Here are the key metrics used in reliability engineering:
1. MTBF (Mean Time Between Failures)
Definition: The average time a system operates without failure.
Formula:
MTBF = Total Uptime / Number of Failures
Example:
If your server runs for 1,000 hours and experiences 2 failures, then MTBF = 1,000 / 2 = 500 hours.
Interpretation:
- A higher MTBF indicates better reliability.
- It’s mainly used for hardware systems or stable services.
2. MTTR (Mean Time To Repair)
Definition: The average time it takes to detect, fix, and restore service after a failure.
Formula:
MTTR = Total Downtime / Number of FailuresExample:
If your system fails 4 times in a month and total downtime is 2 hours: MTTR = 2 hours / 4 = 30 minutes.
Interpretation:
- A lower MTTR means faster recovery.
- MTTR reflects your operational efficiency and incident response speed.
3. Availability
Definition:
The percentage of time a system is operational and accessible to users.
Formula:
Availability (A) = MTBF / (MTBF + MTTR)Example:
If MTBF = 500 hours and MTTR = 1 hour. Availability = 500 / (500 + 1) = 99.8% uptime
Interpretation:
- High availability systems target 99.9% (“three nines”) or more.
- Each “nine” adds exponentially less downtime per year
4. SLA (Service Level Agreement)
Definition:
An SLA is a formal reliability and uptime commitment between a service provider and its users.
Example:
AWS EC2 offers a 99.99% uptime SLA, meaning it guarantees fewer than 52 minutes of downtime per year.
If the provider fails to meet the SLA, users may receive service credits or refunds.
SLA Components:
- Uptime percentage
- Response time
- Error rate
- Compensation terms
Designing Reliable Systems
Building reliability starts from design, not after deployment.
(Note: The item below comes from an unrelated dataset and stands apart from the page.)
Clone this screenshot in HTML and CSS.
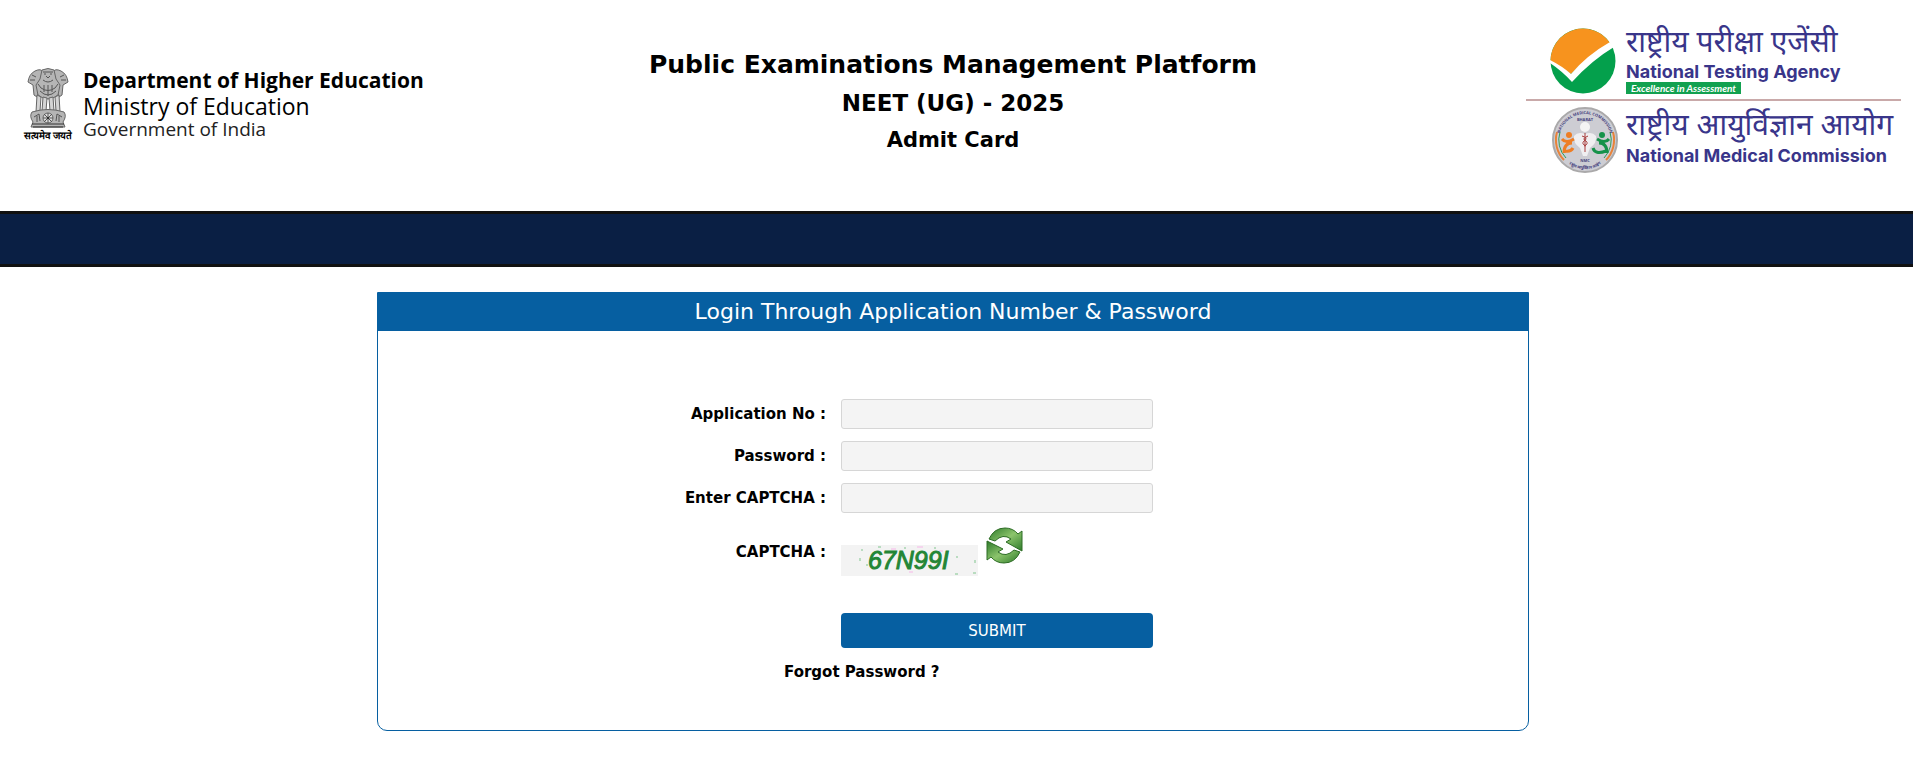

Here are best practices:
1. Redundancy Everywhere
Use backups, replicas, and multiple zones.
- Load balance across multiple servers.
- Replicate databases across regions.
- Use multi-cloud or hybrid deployments.
2. Failure Isolation
Prevent a single failure from taking down the whole system.
- Use circuit breakers and bulkheads.
- Separate services using microservice boundaries.
- Apply rate limiting and timeouts.
3. Graceful Recovery
Recover seamlessly from disruptions.
- Implement retry policies with exponential backoff.
- Use idempotent operations for safe retries.
- Employ queue-based architectures for delayed processing.
4. Observability
“You can’t improve what you can’t measure.”
- Collect metrics, logs, and distributed traces.
- Use tools like Prometheus, Grafana, ELK, OpenTelemetry.
- Set up alerts for anomalies, latency spikes, or SLA breaches.
A system that isn’t tested for failure is already failing — silently.
Reliability vs. Availability
Although reliability and availability are closely related concepts in system design, they represent different aspects of system performance.
They often work together — but they measure distinct things.
| Aspect | Reliability | Availability |
|---|---|---|
| Definition | Probability that a system works without failure for a given period. | Percentage of time the system is operational and accessible. |
| Focus | Preventing failures. | Recovering quickly from failures. |
| Formula | Often measured via MTBF. | A = MTBF / (MTBF + MTTR). |
| Metric Type | Predictive — measures stability over time. | Observational — measures uptime performance. |
| Improved By | Increasing component quality, reducing fault frequency. | Reducing repair time (MTTR), adding redundancy. |
| Example | A database that runs for months without errors. | A server that restarts instantly after a crash. |
| Analogy | A car that never breaks down. | A car that’s easy and quick to repair. |
Reliability impacts availability, but they’re not identical:
A system can be reliable but not highly available — if it rarely fails, but takes a long time to repair when it does.
A system can be highly available but not reliable — if it fails often, but recovers almost instantly through redundancy or failover.
Example:
A service that fails once a month but takes 8 hours to fix → reliable but not highly available.
A service that fails 10 times a day but auto-recovers in 5 seconds → highly available but not reliable.
Conclusion
Reliability isn’t a one-time design step — it’s a culture and discipline that evolves with the system.
It involves continuous learning through:
- Monitoring
- Failure testing
- Retrospectives
- Incremental improvements
The goal isn’t to eliminate failures — it’s to design systems that recover automatically and keep users happy even when things go wrong.